At first the challenge brings out the best in the men, but the tension of their gigantic purpose overtakes them. Obstacles accumulate and complications mount: a death, a murder trial, trouble with restive Indians, and finally a travesty of justice. Excitement, shock, and gripping drama mark this story of men pushed to the point of madness as they see the Morning Star of Tillamook slowly take shape on the wild Pacific shore.

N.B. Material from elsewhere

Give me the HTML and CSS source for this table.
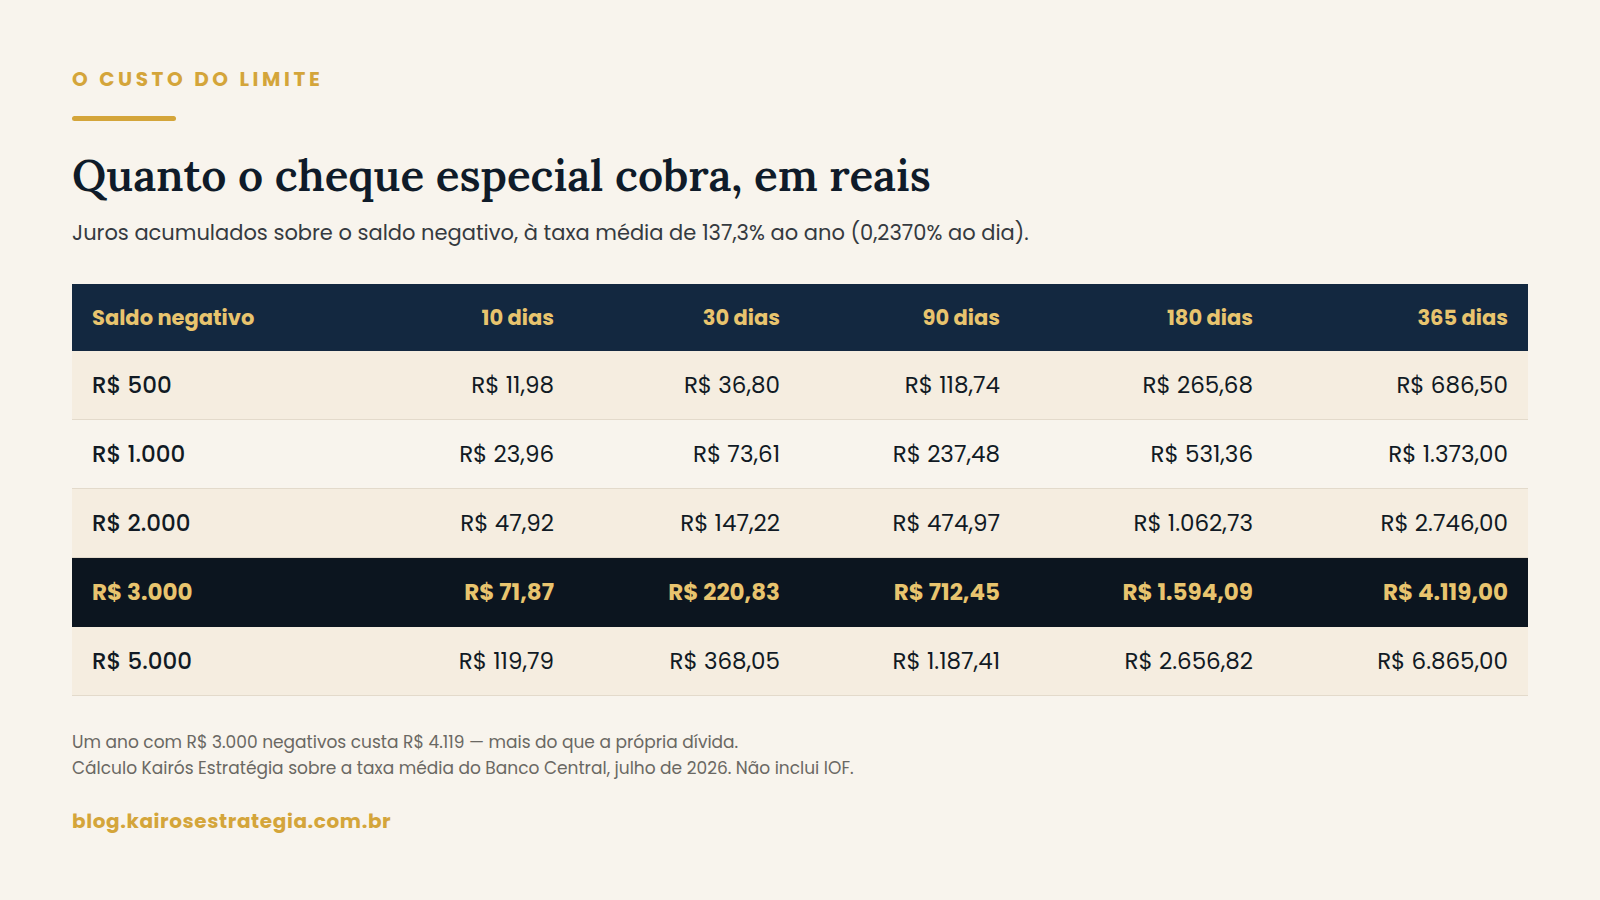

Don Berry's novels about the Oregon Territory are as rich and compelling today as when they were first published more than forty years ago. These new editions of Trask, Moontrap, and To Build a Ship include an introduction by Jeff Baker, book critic for The Oregonian.
About the Author
Don Berry (1932-2001) considered himself a native Oregonian, despite the fact that he was born in Minnesota, with a lineage from Fox Indians. After attending Reed College, where his housemates included poet Gary Snyder, who shared his interest in Eastern metaphysics, Berry began a lifetime of pursuing his many passions: playing down-home blues and composing synthesizer music, sumi drawing and painting, sculpting in bronze, exploring theoretical mathematics, and writing for prize-winning films.
In addition to his three novels about the Oregon Territory (Trask, Moontrap, and To Build a Ship) published in the early 1960s, Berry wrote A Majority of Scoundrels, a history of the Rocky Mountain fur trade. An early Internet pioneer, he also created a remarkable body of literature that exists now only in cyberspace.